翌朝。小人たちが仕事に出かける。その時「留守の間は誰も入れるな」と忠告されるが、ささいな事から怪しい物売りの老婆を家に招いてしまう。言うまでもなくこの老婆は継母の女王。白雪姫は女王が与えた毒リンゴを口にしてしまう。異変を察知した動物たちの知らせで、白雪姫に危機が迫っていることを知った小人たちはすぐさま家に引き返し、老婆に化けた女王を退治する。しかし、時すでに遅く、白雪姫は永遠の眠りについていた。というのが粗筋で、この話に関してネタバレも何もないのだが、一応ここで切っておく。
告白すると、この作品を見直す気になったのは、ディズニープラス解約の時期が迫り、とにかく見たものから見ていこうと思ったという、かなり邪な考えからだが、見終わったときは言葉が出なかった。これが85年以上前に作られた作品だと分かっていても、にわかに信じがたい。それぐらい映像、音楽、脚本とどれをとっても時代を感じさせない。

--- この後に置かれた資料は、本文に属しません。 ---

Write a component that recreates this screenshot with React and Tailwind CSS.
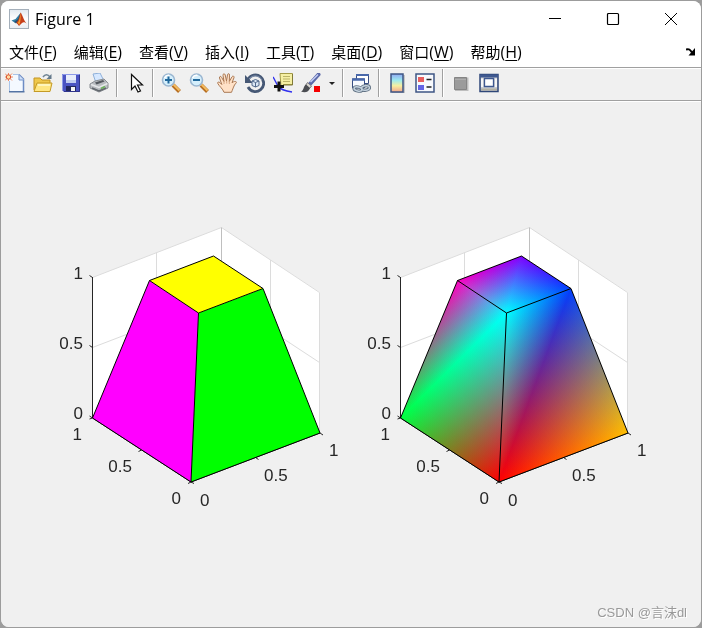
import React from "react";

const V = {
  1: [148, 268],
  2: [277, 219],
  4: [49.5, 204],
  5: [155.5, 99],
  6: [220, 74.5],
  7: [170.5, 42],
  8: [106.5, 66.5],
};

// hsv colormap with eight entries, one per vertex
const HSV = {
  1: "#ff0000",
  2: "#ffbf00",
  4: "#00ff40",
  5: "#00ffff",
  6: "#0040ff",
  7: "#8000ff",
  8: "#ff00bf",
};

const points = (ids) => ids.map((i) => V[i].join(",")).join(" ");

// foot of the perpendicular from p on the line a-b
function foot(p, a, b) {
  const dx = b[0] - a[0];
  const dy = b[1] - a[1];
  const t = ((p[0] - a[0]) * dx + (p[1] - a[1]) * dy) / (dx * dx + dy * dy);
  return [a[0] + t * dx, a[1] + t * dy];
}

// Linear colour interpolation across a triangle: three ramps added together
function ShadedTriangle({ ids }) {
  return (
    <g className="isolate">
      {ids.map((id, n) => {
        const a = V[ids[(n + 1) % 3]];
        const b = V[ids[(n + 2) % 3]];
        const f = foot(V[id], a, b);
        const gid = `ramp-${ids.join("-")}-${id}`;
        return (
          <g key={id} className="mix-blend-plus-lighter">
            <linearGradient id={gid} gradientUnits="userSpaceOnUse" x1={V[id][0]} y1={V[id][1]} x2={f[0]} y2={f[1]}>
              <stop offset="0" stopColor={HSV[id]} />
              <stop offset="1" stopColor="#000000" />
            </linearGradient>
            <polygon points={points(ids)} fill={`url(#${gid})`} shapeRendering="crispEdges" />
          </g>
        );
      })}
    </g>
  );
}

function FlatFaces() {
  return (
    <>
      <polygon points={points([1, 4, 8, 5])} fill="#ff00ff" />
      <polygon points={points([1, 2, 6, 5])} fill="#00ff00" />
      <polygon points={points([5, 6, 7, 8])} fill="#ffff00" />
    </>
  );
}

function ShadedFaces() {
  return (
    <>
      <ShadedTriangle ids={[1, 4, 5]} />
      <ShadedTriangle ids={[4, 5, 8]} />
      <ShadedTriangle ids={[1, 2, 6]} />
      <ShadedTriangle ids={[1, 6, 5]} />
      <ShadedTriangle ids={[5, 6, 7]} />
      <ShadedTriangle ids={[5, 7, 8]} />
    </>
  );
}

function Axes({ label, children }) {
  return (
    <svg role="img" aria-label={label} width="308" height="300" viewBox="0 0 308 300" className="shrink-0">
      <polygon points="49.5,63.5 178.5,13.5 178.5,154 49.5,204" fill="#fff" />
      <polygon points="178.5,13.5 277,78.5 277,219 178.5,154" fill="#fff" />
      <g stroke="#dcdcdc" fill="none">
        <path d="M49.5 63.5 178.5 13.5 276.5 78.5V219" />
        <path d="M113.5 38.5V179M227.5 46V186" />
        <path d="M49.5 133.5 178.5 84 276.5 148.5" />
        <path d="M178.5 13.5V154" stroke="#bfbfbf" />
      </g>
      <g stroke="#262626" fill="none">
        <path d="M49.5 63V204L148 268 277 219" />
        <path d="M49.5 63.5l-3-2M49.5 133.5l-3-2M49.5 204l-3-2" />
        <path d="M49.5 204l-3 1M98.5 236l-3 1.500M148 268l-3 1.500M148 268l3 1.500M212.500 243.500l3 2M277 219l3 2" />
      </g>
      {children}
      <g stroke="#000" strokeWidth="1" fill="none" strokeLinejoin="round">
        <path d={`M${V[4]}L${V[8]} ${V[5]} ${V[1]}ZM${V[1]}L${V[2]} ${V[6]} ${V[5]}M${V[6]}L${V[7]} ${V[8]}`} />
      </g>
      <g className="font-['Liberation_Sans',Arial,sans-serif] text-[17px]" fill="#262626">
        <g textAnchor="end">
          <text x="40" y="65">1</text>
          <text x="40" y="135">0.5</text>
          <text x="40" y="205">0</text>
          <text x="39" y="226">1</text>
          <text x="89" y="258">0.5</text>
          <text x="138" y="290">0</text>
        </g>
        <text x="157" y="292">0</text>
        <text x="221" y="267">0.5</text>
        <text x="286" y="242">1</text>
      </g>
    </svg>
  );
}

function Icon({ children }) {
  return (
    <svg width="20" height="20" viewBox="0 0 20 20" fill="none" aria-hidden="true">
      {children}
    </svg>
  );
}

const NewIcon = () => (
  <Icon>
    <path d="M4 2h10l5 5v12H4z" fill="#f4f9ff" />
    <path d="M4.500 8v10.500M8 1.500h6" stroke="#a9c4e8" />
    <path d="M14 1.500 18.500 6v12" stroke="#6d8cc4" strokeWidth="1.500" />
    <path d="M4 18.750h15.500" stroke="#5474a4" strokeWidth="1.500" />
    <path d="M14 2v5h5" fill="#cfe0f8" stroke="#7595cc" />
    <path d="M0 0.500l7 7M7 0.500l-7 7M3.500 0v8M0 4h8" stroke="#ef8a63" />
    <circle cx="3.500" cy="4" r="2.200" fill="#ffd9a0" stroke="#d9522c" />
  </Icon>
);

const OpenIcon = () => (
  <Icon>
    <path d="M1 17V5h6l2 2h8v4" fill="#efc84b" stroke="#c39422" />
    <path d="M1 18.500 4 10h15l-2 8.500z" fill="#ffe783" stroke="#c49a25" />
    <path d="M5 12h12" stroke="#fff6bd" strokeWidth="2" />
    <path d="M10 4c2-3 5-3 7 0" stroke="#6f8494" strokeWidth="1.500" />
    <path d="M18.500 1v5h-5z" fill="#64798b" />
  </Icon>
);

const SaveIcon = () => (
  <Icon>
    <path d="M1 1h18v18H3l-2-2z" fill="#4a53c2" />
    <path d="M1.500 17V1.500h17" stroke="#8d9ae8" />
    <path d="M18.500 2v16.500H3" stroke="#30358c" />
    <path d="M5 2h10v8H5z" fill="#e8edfb" />
    <path d="M5 7h10v3H5z" fill="#c2cdf0" />
    <path d="M5 13h10v5H5z" fill="#23275e" />
    <path d="M10 14h4v4h-4z" fill="#f5f5f5" />
  </Icon>
);

const PrintIcon = () => (
  <Icon>
    <path d="M4 1l7-1 4 8-8 2z" fill="#d6e8ff" stroke="#8fb0d9" />
    <path d="M1 11l5-3 9-2 4 4v5l-9 4-9-4z" fill="#b9bcc0" stroke="#888c91" />
    <path d="M2 11.500l8 3 8.500-4" stroke="#e6e8ea" strokeWidth="1.500" />
    <path d="M6 9.500l8-2.500 1.500 1.500-8 3z" fill="#53585e" />
    <path d="M3 15l7 3 7-3" stroke="#63686e" strokeWidth="1.500" />
    <path d="M12 15.500l4-2" stroke="#6db35b" strokeWidth="1.500" />
  </Icon>
);

const PointerIcon = () => (
  <Icon>
    <path d="M6.500 1.500v15l3.500-3.500 3 6 2.500-1-3-6h5z" fill="#fff" stroke="#111" strokeWidth="1.200" />
  </Icon>
);

const ZoomIcon = ({ plus }) => (
  <Icon>
    <path d="M12 12l6.500 6.500" stroke="#b86f22" strokeWidth="4" />
    <path d="M12.500 11.500l6 6" stroke="#f4bd62" strokeWidth="2" />
    <circle cx="7.500" cy="7" r="6" fill="#d5effc" stroke="#9bb7d1" strokeWidth="1.600" />
    <path d="M3.500 5c1-2 3-3 5-2.500" stroke="#fff" strokeWidth="1.500" />
    <path d={plus ? "M4 7h7M7.500 3.500v7" : "M4 7h7"} stroke="#20689c" strokeWidth="2" />
  </Icon>
);

const HandIcon = () => (
  <Icon>
    <path
      d="M7 19.300C6 16 2 13 .8 10.500c-.6-1.500 1-2 2-1l2 2L2.500 5c-.5-1.700 1.500-2.200 2-.8L7 8.500 6 2.300c-.2-1.800 1.800-2 2.200-.4L9.500 8l1-6.200c.3-1.700 2.200-1.400 2 .3L12.300 8.500 15 3.800c.8-1.400 2.500-.6 2 .9l-2 5c2-1.500 3.500-1.500 4.200-.9.800.8-.8 1.700-1.700 3.200-1.500 3-2 5-3 7.300z"
      fill="#ffe1c7"
      stroke="#a97854"
    />
    <path d="M7 8v3M9.700 8v2.500M12.300 8.500V11" stroke="#d7a783" />
  </Icon>
);

const RotateIcon = () => (
  <Icon>
    <path d="M3 6.500a8.300 8.300 0 1 1 0 7.500" stroke="#465875" strokeWidth="2.800" />
    <path d="M4 6a7.700 7.700 0 0 1 13 1" stroke="#8093b0" />
    <path d="M0 2v8h8z" fill="#465875" />
    <path d="M7 8l3.500-1.500L14 8v4.500L10.500 14 7 12.500z" fill="#dbe7f5" stroke="#52698b" />
    <path d="M7 8l3.500 1.500L14 8M10.500 9.500V14" stroke="#52698b" />
  </Icon>
);

const DataTipIcon = () => (
  <Icon>
    <path d="M0 4c2 3 3 6 5 9s7 5 14 6" stroke="#3030ef" strokeWidth="1.400" />
    <path d="M7 .5h12.500v11H11L8 14z" fill="#f5efa4" stroke="#a49b48" />
    <path d="M19.500 1v11H10" stroke="#817a38" />
    <path d="M10 3.500h7M10 6h7M10 8.500h7" stroke="#bbb369" />
    <path d="M1 13.500h10M6 8.500v10" stroke="#111" strokeWidth="3" />
  </Icon>
);

const BrushIcon = () => (
  <Icon>
    <path d="M9 11 17.500 1.500" stroke="#5c69a8" strokeWidth="4" strokeLinecap="round" />
    <path d="M9.500 9 17 1.500" stroke="#c4cdf4" strokeWidth="1.500" />
    <path d="M6.500 9.500l4 3.500-2 2.500-4-3z" fill="#d8d6cf" stroke="#77767a" />
    <path d="M5 11.500l4 3.500c-1 4-5 5-9 3.500 3-1 2-5 5-7z" fill="#4b4d52" />
    <path d="M13 13h6v6h-6z" fill="#f50000" />
  </Icon>
);

const LinkIcon = () => (
  <Icon>
    <path d="M5.500 1.500h12v9h-12z" fill="#fff" stroke="#384e82" />
    <path d="M5 2h13" stroke="#4968aa" strokeWidth="2" />
    <path d="M1.500 6h12v9h-12z" fill="#f7faff" stroke="#384e82" />
    <path d="M1 6.500h13" stroke="#4968aa" strokeWidth="2.500" />
    <g stroke="#5f7082" strokeWidth="3.200">
      <ellipse cx="7" cy="16" rx="4" ry="2" transform="rotate(12 7 16)" />
      <ellipse cx="14.500" cy="15" rx="4" ry="2.200" transform="rotate(-10 14.500 15)" />
    </g>
    <g stroke="#c3d1dd" strokeWidth="1.500">
      <ellipse cx="7" cy="16" rx="4" ry="2" transform="rotate(12 7 16)" />
      <ellipse cx="14.500" cy="15" rx="4" ry="2.200" transform="rotate(-10 14.500 15)" />
    </g>
  </Icon>
);

const ColorbarIcon = () => (
  <Icon>
    <linearGradient id="colorbar-fill" x1="0" y1="0" x2="0" y2="1">
      <stop offset="0" stopColor="#91a8f2" />
      <stop offset="0.350" stopColor="#9cebf0" />
      <stop offset="0.650" stopColor="#f6f0a0" />
      <stop offset="1" stopColor="#f2a58c" />
    </linearGradient>
    <path d="M5 20h12V2" stroke="#9b9b9b" />
    <rect x="4" y="1" width="12" height="18" fill="url(#colorbar-fill)" stroke="#3e5584" strokeWidth="1.500" />
  </Icon>
);

const LegendIcon = () => (
  <Icon>
    <rect x="1" y="1" width="18" height="18" fill="#f7f9fd" stroke="#3e5584" strokeWidth="1.500" />
    <path d="M3 4h6v5H3z" fill="#e85e5e" />
    <path d="M3 12h6v5H3z" fill="#6464e5" />
    <path d="M11.500 6.500h5M11.500 14h5" stroke="#222" strokeWidth="1.500" />
  </Icon>
);

const HideToolsIcon = () => (
  <Icon>
    <path d="M4 4.500h13.500V18H4z" fill="#bdbdbd" />
    <path d="M3.500 4.500h12v12h-12z" fill="#9b9b9b" stroke="#858585" />
    <path d="M4 6.500h11" stroke="#adadad" />
  </Icon>
);

const ShowToolsIcon = () => (
  <Icon>
    <rect x="1" y="1.500" width="18" height="17" fill="#c9ccd2" stroke="#2f4779" strokeWidth="1.500" />
    <path d="M1 3h18" stroke="#3e5890" strokeWidth="3" />
    <path d="M5.500 5.500h9v8h-9z" fill="#fff" stroke="#3e5890" strokeWidth="1.300" />
    <path d="M3 5.500v8.500M17 5.500v8.500" stroke="#f7f7f7" strokeWidth="2" />
    <path d="M2 16.500h16" stroke="#b3b1a3" strokeWidth="2" />
  </Icon>
);

function MatlabLogo() {
  return (
    <svg width="20" height="20" viewBox="0 0 20 20" aria-hidden="true">
      <linearGradient id="logo-bg" x1="0" y1="0" x2="0" y2="1">
        <stop offset="0" stopColor="#e0e8f0" />
        <stop offset="0.500" stopColor="#fff" />
        <stop offset="1" stopColor="#e8edf3" />
      </linearGradient>
      <rect x="0.500" y="0.500" width="19" height="19" fill="url(#logo-bg)" stroke="#a4afba" />
      <path d="M2.500 11.500l4-1.500 5-6-1.500 6-3 4.500z" fill="#327fa6" />
      <path d="M5 13l4-3 2.500-6L10 16c-1-1-2-2-5-3z" fill="#264f70" />
      <path d="M11.500 3.500c1.500 1 3 7.500 6 11-2-1.500-3-1.500-4.500-.5L10 17c-1-1-1.500-3-3-3 3-2 3.500-8 4.500-10.500z" fill="#c6401c" />
      <path d="M11.500 4c.5 4 0 8-1 12-1-1-1-1.500-2-2 2-2 2.500-6 3-10z" fill="#f49a2c" />
    </svg>
  );
}

const menus = [
  ["文件", "F"],
  ["编辑", "E"],
  ["查看", "V"],
  ["插入", "I"],
  ["工具", "T"],
  ["桌面", "D"],
  ["窗口", "W"],
  ["帮助", "H"],
];

function Tool({ label, children }) {
  return (
    <button type="button" aria-label={label} className="flex h-7 w-7 shrink-0 items-center justify-center">
      {children}
    </button>
  );
}

function Separator() {
  return (
    <div className="flex w-2 shrink-0 justify-center">
      <div className="h-7 w-0.5 border-r border-l border-r-white border-l-[#a0a0a0]" />
    </div>
  );
}

function WindowButton({ label, children }) {
  return (
    <button type="button" aria-label={label} className="flex h-9 w-[58px] items-center justify-center">
      <svg width="14" height="14" viewBox="0 0 14 14" fill="none" stroke="#000" aria-hidden="true">
        {children}
      </svg>
    </button>
  );
}

export default function App() {
  return (
    <div className="flex min-h-screen bg-[#9c9c9c] p-px font-['Open_Sans','Noto_Sans_CJK_SC',sans-serif] text-black">
      <div className="relative flex flex-1 flex-col overflow-hidden rounded-lg bg-[#f0f0f0]">
        <header className="flex h-9 items-center justify-between bg-white pr-px">
          <div className="flex items-center gap-1.5 pl-2">
            <MatlabLogo />
            <h1 className="text-base leading-5">Figure 1</h1>
          </div>
          <div className="flex">
            <WindowButton label="Minimize">
              <path d="M1 6.500h12" />
            </WindowButton>
            <WindowButton label="Maximize">
              <rect x="1.500" y="1.500" width="11" height="11" rx="1" strokeWidth="1.200" />
            </WindowButton>
            <WindowButton label="Close">
              <path d="M1 1l12 12M13 1 1 13" />
            </WindowButton>
          </div>
        </header>

        <nav className="flex h-[31px] items-center justify-between border-b border-[#a0a0a0] bg-white pr-1 pl-2">
          <div className="flex gap-[17px]">
            {menus.map(([name, key]) => (
              <button key={key} type="button" className="flex items-baseline text-[15px] leading-5 whitespace-nowrap">
                {name}
                <span className="text-base leading-5">
                  (<span className="underline underline-offset-2">{key}</span>)
                </span>
              </button>
            ))}
          </div>
          <button type="button" aria-label="Dock figure" className="flex h-5 w-3 items-center justify-center">
            <svg width="10" height="8" viewBox="0 0 10 8" fill="none" aria-hidden="true">
              <path d="M0 1.500c3-1 4 0 6 3" stroke="#000" strokeWidth="2" />
              <path d="M9 0v7.500H2.500z" fill="#000" />
            </svg>
          </button>
        </nav>

        <div role="toolbar" aria-label="Figure toolbar" className="flex h-[33px] items-center border-t border-b border-t-white border-b-[#a0a0a0] bg-[#f0f0f0] pb-[3px]">
          <Tool label="New figure"><NewIcon /></Tool>
          <Tool label="Open file"><OpenIcon /></Tool>
          <Tool label="Save figure"><SaveIcon /></Tool>
          <Tool label="Print figure"><PrintIcon /></Tool>
          <Separator />
          <Tool label="Edit plot"><PointerIcon /></Tool>
          <Separator />
          <Tool label="Zoom in"><ZoomIcon plus /></Tool>
          <Tool label="Zoom out"><ZoomIcon /></Tool>
          <Tool label="Pan"><HandIcon /></Tool>
          <Tool label="Rotate 3D"><RotateIcon /></Tool>
          <Tool label="Data cursor"><DataTipIcon /></Tool>
          <Tool label="Brush data"><BrushIcon /></Tool>
          <button type="button" aria-label="Brush colour" className="flex h-7 w-3.5 shrink-0 items-center justify-center">
            <svg width="6" height="3" viewBox="0 0 6 3" aria-hidden="true">
              <path d="M0 0h6L3 3z" fill="#222" />
            </svg>
          </button>
          <Separator />
          <Tool label="Link plot"><LinkIcon /></Tool>
          <Separator />
          <Tool label="Insert colorbar"><ColorbarIcon /></Tool>
          <Tool label="Insert legend"><LegendIcon /></Tool>
          <Separator />
          <Tool label="Hide plot tools"><HideToolsIcon /></Tool>
          <Tool label="Show plot tools"><ShowToolsIcon /></Tool>
        </div>

        <main className="flex flex-1 items-center justify-center border-t border-white bg-[#f0f0f0] pb-0.5">
          <Axes label="Frustum with flat face colours">
            <FlatFaces />
          </Axes>
          <Axes label="Frustum with interpolated face colours">
            <ShadedFaces />
          </Axes>
        </main>

        <p className="absolute right-3.5 bottom-1 font-['Liberation_Sans','Noto_Sans_CJK_SC',sans-serif] text-[13px] leading-5 text-[#999] [text-shadow:1px_1px_0_#fff]">
          CSDN @言沫dl
        </p>
      </div>
    </div>
  );
}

この頃のディズニー作品によくみられるが、ヒロインの心情は綿密に描かれているのに対し、不遇のヒロインの救済者である王子さまは、ほぼ没個性なのが特徴。それでも前半に出番があるだけ、まだましなのだが。ただ、当時の状況を考えれば、そこまで手が回らなかったのだろうし、それ自体映画の質を下げる事にはなっていない。まさにディズニーアニメの原点、いや全てのアニメーション映画にとって原点に間違いない。